Most legal experts say the prohibition has been superseded by modern legal ethics and is archaic. However, some states have explicit champerty and maintenance laws that prevent nonparties from investing in a lawsuit.

In a high-profile Ohio case, Rancman v. Interim Settlement Funding Corporation, an appellate court held that it was illegal for "advance of funds secured solely by an interest in a pending lawsuit and at a contracted return exceeding 180 percent per year" to be used.

"Such an agreement constitutes champerty and maintenance and thus is void under Ohio law," the court wrote in 2003.

Ohio, however, appears to be an anomaly, as third-party funding and other more widely accepted practices such as contingency fees are broadly accepted.

"These are 18th century laws and third-party funding has faced regulations," Shang said. "It is explicitly legal in 30 states."

Institutions such as Buford Capital say champerty and maintenance laws should be relegated to ancient common law doctrines, calling them "old laws" which are a "last-ditch protection against meritless litigation."

Buford Capital, Legalist and their industry cohorts say they are offering support to plaintiffs with lawsuits that are long on merit but short on money.

But as litigation investment evolves, regulators and ethics watchdogs are taking notice.

The U.S. Chamber Institute for Legal Reforms released a white paper in 2012 calling for limits on investor control of cases, prohibition of contacts between third-party investors and attorneys without the presence of the clients, and full disclosure of third-party funding contracts in all litigation, among other regulatory changes.

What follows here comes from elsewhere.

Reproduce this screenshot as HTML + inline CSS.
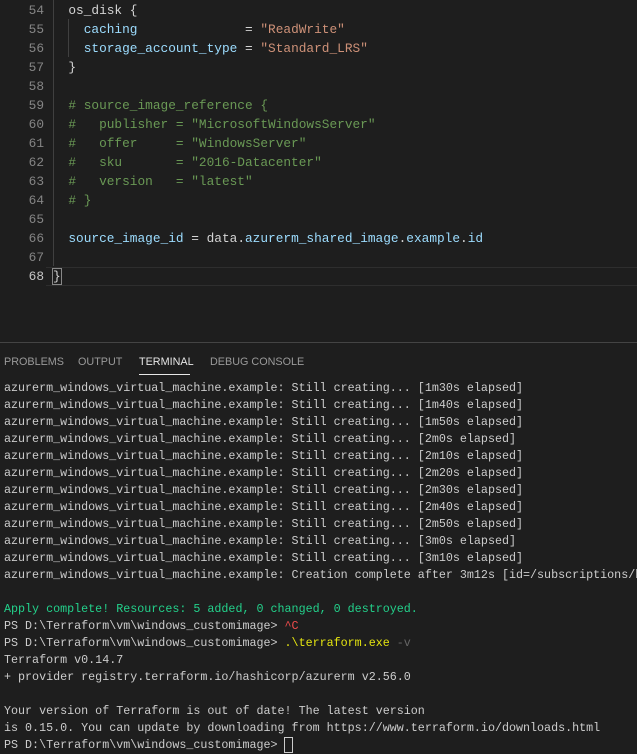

For many experts like Goldman, the implications and questions surrounding third-party funding of lawsuits should hinge on whether the "rise of a professional class of profit-seeking intermediaries" adds value to the justice system.

There is no single easy answer, Goldman said.

"Creating more efficiencies in the way plaintiffs assess cases could be a good thing, but it could be problematic," Goldman said.

For instance, in patent law there are plaintiffs who "depend on defendants' willingness to settle as a core revenue stream," and "creating algorithms that make that market more efficient does not advance the patent system," Goldman said.

In fact, it could stifle innovation.

While Goldman worries that professional plaintiff-supporters and their quest for profit could undermine the values of the civil justice system, Shang says Legalist will help small commercial entities whose only impediment to legal vindication is money.

No matter the view, third-party funding of lawsuits is on the increase. And as Silicon Valley seeks to make it more efficient, others will continue to question its social cost.